# When GRAPEs collide they see STARS N' ROCKETS! (Tutorial!)



## hr44 (Aug 30, 2008)

Heeeyyy Lovlies... so I'm giving this TUT thing a try fromthis FOTD. This is my first. Hopefully I did okay on it and it works out for you guys. I did have fun doing it although it is pretty time consuming! 

Products used:
Eyes:
UDPP
Fushia Perfect CCB
Cloud Burst (Heatherette Trio 1)
Stars N’ Rockets e/s
Llama e/s
Grape pigment
Ardell Wispies
Ground Brown e/s

Face:
NC40 Studio Fix
NC 42 Studo Finish
MSF Medium Plus
NC 20 concealer
Love Joy Blush (Sonic Chic)

Lips:
Pink Air/White Top Lustre Twin

Brushes:
¾ Loew Cornell Maxine’s Mop Brush
#138 Tapered Face Brush
#187 Duo Fibre Brush
#219 Pencil Brush
#217 Blending Brush
#224 Tapered Blending Brush
#239 Eye Shading Brush
#252 Large Shader Brush
#266 Small Angle Brush






Please Note: Throughout the tutorial I will be mentioning the brushes by number so if you need to know what type of brush it is.. just look back up at the brush list to see which TYPE of brush is being used so you can substitute with similar brushes. =) 

KAY on to business!

Step 1: Start with a fresh clean and moisturized face! 

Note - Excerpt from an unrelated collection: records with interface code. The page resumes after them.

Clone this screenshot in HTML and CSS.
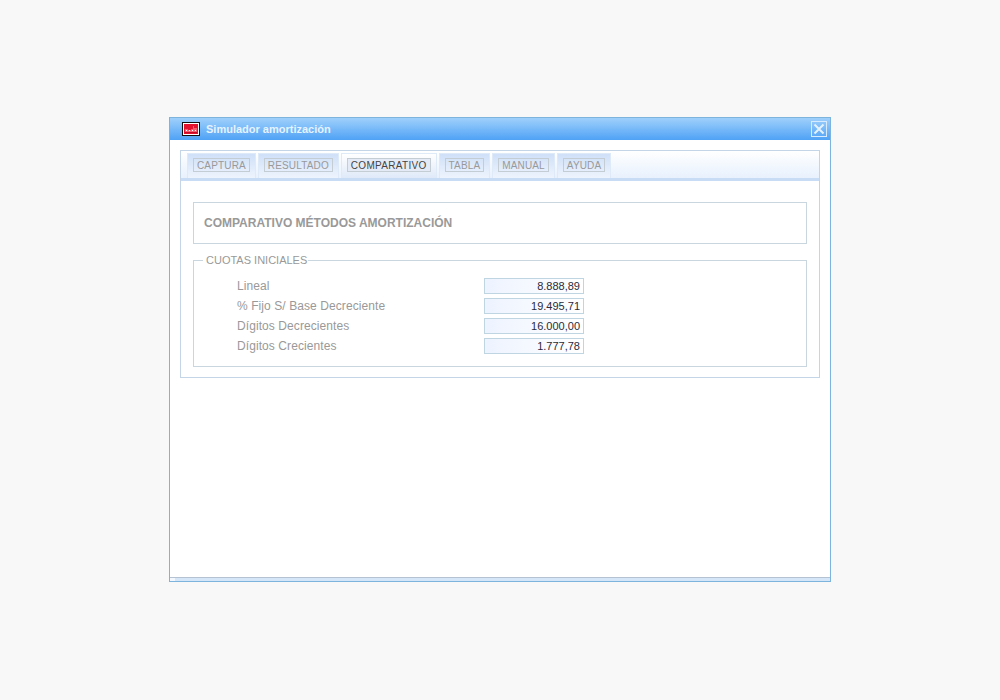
FILE: index.html
```html
<!DOCTYPE html>
<html lang="es">
<head>
<meta charset="utf-8">
<title>Simulador amortización</title>
<link rel="stylesheet" href="styles.css">
</head>
<body>
<div class="window">
  <div class="titlebar">
    <svg class="app-icon" width="18" height="14" viewBox="0 0 18 14">
      <rect x="0.5" y="0.5" width="17" height="13" fill="#e4122e" stroke="#111"/>
      <rect x="1.5" y="1.5" width="15" height="11" fill="none" stroke="#fff"/>
      <path d="M3 11V7h3v1h3V7h2V4h1v2h3v5z" fill="#f4606f"/>
      <path d="M4 8.5h1M7 8.5h1M10 8.5h1M13 8.5h1" stroke="#fff"/>
      <path d="M3 10.5h12" stroke="#c00c24"/>
    </svg>
    <span class="title">Simulador amortización</span>
    <svg class="close" width="16" height="16" viewBox="0 0 16 16">
      <rect x="0.5" y="0.5" width="15" height="15" fill="none" stroke="#d6ebff"/>
      <path d="M3.5 3.5l9 9M12.5 3.5l-9 9" stroke="#e4f2ff" stroke-width="2"/>
    </svg>
  </div>
  <div class="body">
    <div class="panel">
      <div class="tabs">
        <div class="tab"><span class="tab-label">CAPTURA</span></div>
        <div class="tab"><span class="tab-label">RESULTADO</span></div>
        <div class="tab active"><span class="tab-label">COMPARATIVO</span></div>
        <div class="tab"><span class="tab-label">TABLA</span></div>
        <div class="tab"><span class="tab-label">MANUAL</span></div>
        <div class="tab"><span class="tab-label">AYUDA</span></div>
      </div>
      <div class="content">
        <div class="heading">COMPARATIVO MÉTODOS AMORTIZACIÓN</div>
        <fieldset class="group">
          <legend>CUOTAS INICIALES</legend>
          <div class="row"><span class="label">Lineal</span><span class="value">8.888,89</span></div>
          <div class="row"><span class="label">% Fijo S/ Base Decreciente</span><span class="value">19.495,71</span></div>
          <div class="row"><span class="label">Dígitos Decrecientes</span><span class="value">16.000,00</span></div>
          <div class="row"><span class="label">Dígitos Crecientes</span><span class="value">1.777,78</span></div>
        </fieldset>
      </div>
    </div>
  </div>
  <div class="footer"><div class="footer-corner"></div></div>
</div>
</body>
</html>
```
FILE: styles.css
```css
html, body { margin: 0; padding: 0; }
body {
  background: #f8f8f8;
  font-family: "Liberation Sans", Arial, sans-serif;
  height: 700px;
  overflow: hidden;
  padding-top: 117px;
  box-sizing: border-box;
}
.window {
  width: 662px;
  height: 465px;
  margin: 0 auto;
  box-sizing: border-box;
  border: 1px solid #7db4de;
  background: #fff;
  display: flex;
  flex-direction: column;
}
.titlebar {
  height: 22px;
  flex: none;
  background: linear-gradient(to bottom, #9fd0fb, #4fa2f6);
  display: flex;
  align-items: center;
  padding: 0 3px 0 12px;
}
.app-icon { flex: none; }
.title {
  margin-left: 6px;
  color: #e6f3ff;
  font-size: 11px;
  font-weight: bold;
  flex: 1;
}
.close { flex: none; }
.body {
  flex: 1;
  padding: 10px 10px 0;
}
.panel {
  border: 1px solid #c3d5e6;
  height: 228px;
  box-sizing: border-box;
}
.tabs {
  height: 30px;
  box-sizing: border-box;
  display: flex;
  gap: 2px;
  padding: 2px 0 0 6px;
  background: linear-gradient(to bottom, #ffffff, #e8f1fd);
  border-bottom: 3px solid #c8dcf6;
}
.tab {
  height: 25px;
  box-sizing: border-box;
  padding: 4px 5px 0;
  background: linear-gradient(to bottom, #cfe0f8, #eef4fd);
  border: 1px solid #dfeaf8;
  border-bottom: none;
}
.tab.active {
  background: linear-gradient(to bottom, #fff, #dfe9f8);
}
.tab-label {
  display: block;
  height: 14px;
  line-height: 13px;
  box-sizing: border-box;
  padding: 0 3px;
  border: 1px solid #c4ccd4;
  font-size: 10px;
  letter-spacing: 0.15px;
  color: #999;
}
.active .tab-label {
  color: #444;
  background: #e4ebf6;
  letter-spacing: 0.3px;
}
.content {
  padding: 21px 12px 0;
}
.heading {
  height: 42px;
  box-sizing: border-box;
  border: 1px solid #c9d6e0;
  padding-left: 10px;
  line-height: 40px;
  font-size: 12px;
  font-weight: bold;
  color: #999;
}
.group {
  margin: 10px 0 0;
  padding: 9px 0 0;
  height: 113px;
  box-sizing: border-box;
  border: 1px solid #c9d6e0;
}
.group legend {
  margin-left: 9px;
  padding: 0 1px 0 3px;
  font-size: 11px;
  line-height: 13px;
  color: #999;
}
.row {
  display: flex;
  align-items: center;
  height: 20px;
  padding-left: 43px;
}
.label {
  width: 247px;
  font-size: 12px;
  letter-spacing: 0.08px;
  color: #999;
}
.value {
  width: 100px;
  height: 16px;
  box-sizing: border-box;
  border: 1px solid #bfd6e2;
  background: linear-gradient(to right, #edf3ff, #ffffff);
  text-align: right;
  font-size: 11px;
  line-height: 14px;
  padding-right: 3px;
  color: #2a2a3a;
}
.footer {
  height: 3px;
  flex: none;
  border-top: 1px solid #b4c2d2;
  background: #d4e6f8;
}
.footer-corner {
  width: 5px;
  height: 3px;
  background: #f2f8fd;
}
```
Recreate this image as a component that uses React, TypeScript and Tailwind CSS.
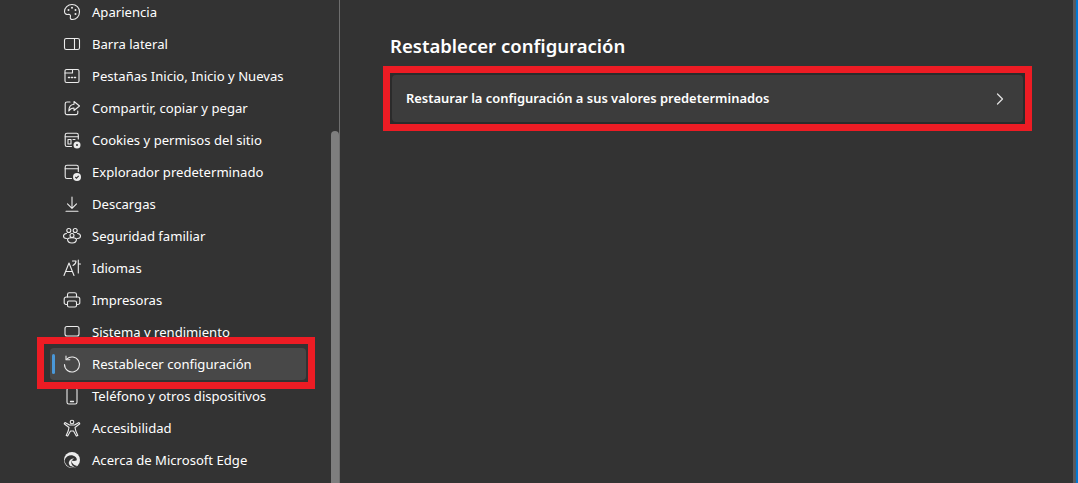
import { ChevronRight } from 'lucide-react';
import type { ReactNode } from 'react';

const s = { fill: 'none', stroke: 'currentColor', strokeWidth: 1.1, strokeLinecap: 'round', strokeLinejoin: 'round' } as const;

const icons: Record<string, ReactNode> = {
  palette: (
    <>
      <path d="M10 2.500c4.400 0 7.500 3 7.500 7.200 0 4.600-3.200 7.800-7 7.800-1.800 0-2.600-1-2.100-2.600.5-1.500-.4-2.700-2-2.500-2 .3-3.900-.5-3.900-3C2.500 5.800 5.800 2.500 10 2.500Z" {...s} />
      <circle cx="6.500" cy="8" r="1" fill="currentColor" />
      <circle cx="10" cy="5.800" r="1" fill="currentColor" />
      <circle cx="13.500" cy="8" r="1" fill="currentColor" />
      <circle cx="13.500" cy="12" r="1" fill="currentColor" />
    </>
  ),
  sidebar: (
    <>
      <rect x="2.500" y="4.500" width="15" height="11" rx="1.800" {...s} />
      <path d="M12.500 4.500v11" {...s} />
    </>
  ),
  tabs: (
    <>
      <path d="M4.500 3.500h11a1.500 1.500 0 0 1 1.500 1.500v10a1.500 1.500 0 0 1-1.500 1.500h-11A1.500 1.500 0 0 1 3 15V5a1.500 1.500 0 0 1 1.500-1.500Z" {...s} />
      <path d="M3 7h7.500V3.500" {...s} />
      <path d="M6.500 11.500h1M9.500 11.500h1M12.500 11.500h1" {...s} strokeWidth={1.500} />
    </>
  ),
  share: (
    <>
      <path d="M8 4H5a1.800 1.800 0 0 0-1.800 1.800v9A1.800 1.800 0 0 0 5 16.600h9a1.800 1.800 0 0 0 1.800-1.800V13" {...s} />
      <path d="M12 3.500 17.500 8 12 12.500V10c-2.500 0-4 1-5.200 3 0-3.800 1.800-6.500 5.200-6.800V3.500Z" {...s} />
    </>
  ),
  cookies: (
    <>
      <path d="M9.500 16.500H5A1.800 1.800 0 0 1 3.200 14.700V5A1.800 1.800 0 0 1 5 3.200h9.500A1.800 1.800 0 0 1 16.300 5v4" {...s} />
      <path d="M3.200 6.800h13M6 9.500h3v4.500H6zM11 9.500h2" {...s} />
      <circle cx="15" cy="15" r="3.500" fill="currentColor" />
      <circle cx="15" cy="15" r="1" fill="#333333" />
    </>
  ),
  browser: (
    <>
      <path d="M9.500 16.500H5A1.800 1.800 0 0 1 3.200 14.700V5A1.800 1.800 0 0 1 5 3.200h9.500A1.800 1.800 0 0 1 16.300 5v4.500" {...s} />
      <path d="M3.200 6.800h13" {...s} />
      <circle cx="15" cy="15" r="4" fill="currentColor" />
      <path d="m13.300 15 1.200 1.200 2.200-2.300" fill="none" stroke="#333333" strokeWidth={1.100} />
    </>
  ),
  download: <path d="M10 3v11M5.500 9.800 10 14.300l4.500-4.500M4 17.300h12" {...s} />,
  family: (
    <>
      <circle cx="6.800" cy="4.500" r="2" {...s} />
      <circle cx="13.200" cy="4.500" r="2" {...s} />
      <circle cx="10" cy="9.500" r="2" {...s} />
      <path d="M4.500 7.500C3 7.700 1.500 8.500 1.500 10c0 1.500 1.200 2.500 3 2.500M15.500 7.500c1.500.2 3 1 3 2.500 0 1.500-1.200 2.500-3 2.500M5.500 13c0 2.500 2 4 4.500 4s4.500-1.500 4.500-4c-1-1-2.500-1.200-4.500-1.200S6.500 12 5.500 13Z" {...s} />
    </>
  ),
  language: (
    <>
      <path d="M2 17.500 7 5l5 12.500M3.700 13.500h6.600" {...s} />
      <path d="M10.500 3h3.500c0 1.800-1 3.500-3 4.500M16.300 2v13M16.300 6h2.200" {...s} />
    </>
  ),
  printer: (
    <>
      <path d="M5.500 7V4.500A1.800 1.800 0 0 1 7.300 2.800h5.400a1.800 1.800 0 0 1 1.800 1.700V7" {...s} />
      <path d="M5.500 14.500H4A1.800 1.800 0 0 1 2.200 12.700V9A2 2 0 0 1 4.200 7h11.600a2 2 0 0 1 2 2v3.700a1.800 1.800 0 0 1-1.800 1.800h-1.500" {...s} />
      <rect x="5.500" y="11" width="9" height="6" rx="1.500" {...s} />
    </>
  ),
  system: <rect x="3" y="4.500" width="14" height="9.500" rx="2" {...s} />,
  reset: (
    <>
      <path d="M4.700 5.200A7.500 7.500 0 1 1 2.500 10.500" {...s} />
      <path d="M4 2v3.800h3.800" {...s} />
    </>
  ),
  phone: (
    <>
      <rect x="5" y="2" width="10" height="16" rx="1.800" {...s} />
      <path d="M8.500 15.500h3" {...s} strokeWidth={1.300} />
    </>
  ),
  access: (
    <>
      <circle cx="10" cy="4" r="1.800" {...s} />
      <path d="M3 4.500 7.500 7h5L17 4.500l.8 1.300L13 9.500l.8 3.500 2 4.500-1.500.6L11.500 13h-3l-2.800 5.100-1.500-.6 2-4.500L7 9.500 2.200 5.800 3 4.500Z" {...s} />
    </>
  ),
  edge: (
    <>
      <circle cx="10" cy="10" r="8" fill="currentColor" />
      <path d="M2.500 10.500C3.500 6.500 7.500 4.800 10.800 5.500c2.700.6 4.200 2.400 4 4.700-1.500 1-3.600 1-5.200.3 0 2.800 2.200 5 5.900 5.400-1.500 1.300-3.500 2-5.500 1.800-4-.5-7-3.500-7.500-7.200Z" fill="#333333" />
      <path d="M6.800 12.500c.8-3 3-4.300 5.400-4-1.800.5-3.200 2.500-2.800 5 .4 1.500 1.500 2.800 3 3.400-3 .4-5.800-1.500-5.600-4.400Z" fill="currentColor" />
    </>
  ),
};

const items = [
  ['palette', 'Apariencia'],
  ['sidebar', 'Barra lateral'],
  ['tabs', 'Pestañas Inicio, Inicio y Nuevas'],
  ['share', 'Compartir, copiar y pegar'],
  ['cookies', 'Cookies y permisos del sitio'],
  ['browser', 'Explorador predeterminado'],
  ['download', 'Descargas'],
  ['family', 'Seguridad familiar'],
  ['language', 'Idiomas'],
  ['printer', 'Impresoras'],
  ['system', 'Sistema y rendimiento'],
  ['reset', 'Restablecer configuración'],
  ['phone', 'Teléfono y otros dispositivos'],
  ['access', 'Accesibilidad'],
  ['edge', 'Acerca de Microsoft Edge'],
];

function Icon({ name }: { name: string }) {
  return (
    <svg viewBox="0 0 20 20" className="h-5 w-5 shrink-0 text-[#ececec]">
      {icons[name]}
    </svg>
  );
}

export default function App() {
  return (
    <div className="flex h-[483px] w-[1078px] overflow-hidden bg-[#333333] font-['Noto_Sans',sans-serif] text-[13.1px] text-white">
      <aside className="flex h-full w-[340px] shrink-0 border-r border-[#6e6e6e]">
        <nav className="-mt-[4px] ml-[50px] w-[256px]">
          {items.map(([icon, label]) => {
            const active = icon === 'reset';
            return (
              <div key={icon} className={active ? 'relative z-10' : ''}>
                {active && <div className="absolute -bottom-[9px] -left-[13px] -right-[9px] -top-[11px] border-[7px] border-[#ed1c24] bg-[#333333]" />}
                <div className={`relative flex h-8 items-center gap-[10px] rounded pl-[12px] ${active ? 'bg-[#484848]' : ''}`}>
                  {active && <span className="absolute left-[2px] top-[6px] h-[20px] w-[3px] rounded-full bg-[#4a98d8]" />}
                  <Icon name={icon} />
                  <span className="whitespace-nowrap pt-[1px]">{label}</span>
                </div>
              </div>
            );
          })}
        </nav>
        <div className="ml-auto mt-[131px] h-[352px] w-2 rounded-t-full bg-[#7e7e7e]" />
      </aside>
      <main className="relative flex-1 pl-[43px] pr-[46px] pt-[33px]">
        <h1 className="ml-[7px] text-[18.55px] font-semibold leading-[26px]">Restablecer configuración</h1>
        <div className="mt-[7px] border-[7px] border-[#ed1c24] bg-[#2b2b2b] p-[2px]">
          <div className="flex h-[47px] items-center justify-between rounded bg-[#3c3c3c] pl-[14px] pr-[13.5px]">
            <span className="text-[12.93px] font-semibold">Restaurar la configuración a sus valores predeterminados</span>
            <ChevronRight className="h-5 w-5 text-[#e0e0e0]" strokeWidth={1.500} />
          </div>
        </div>
        <div className="absolute right-0 top-0 h-full w-[5px] border-r-2 border-[#0078d4] bg-[#5a5a5f]" />
      </main>
    </div>
  );
}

Step 2:  Apply Urban Decay Primer Potion to entire lid like so. I just spread it with my CLEAN finger. 








Step 3: Then take #252, apply Fushia Passion onto brush. Apply the CCB to ¾ of the lid all the way to the crease. (Include the crease)












Step 4: Take the mop brush to Stars ‘N Rockets. Apply it over Fushia Passion BUT leave a tiny bit of Fushia Passion untouched by the e/s.  (It will help with the blending of the two shades) 












Step 5: Take some Grape pigment with #239, like so. 








Step 6: Apply  (by packing only!)    to the corners. Yea, it looks like a dark splotch but that is the whole idea. Don’t worry about going out of your desired shape (we’ll fix that later) But pat the color to the corners.




It should look funky like this!





Step 7: Noooo I’m not going to blend just yet! Take your highlight (my case llama e/s) and pack it on your brow bone. I say pack because it’s going to help with the blending and won’t be so strong the higher up you go.




The result should look something like this.





Step 8:
NOW for the blending part. Take #217 and start blending inwards and into the crease. Take it as far as you would like. 
	

	
	
		
		

		
		
	


	



I took it ¾ of the way as of right now. 






Keep blending inward even though the Grape will lighten up.





Don’t worry. Just blend till you like it. See… I’m happy with the blending here…






Step 9:
You lost some of the intensity of the Grape color once you started to blend it inward. 
Take #217 and SOFTLY   dip it in the Grape pig….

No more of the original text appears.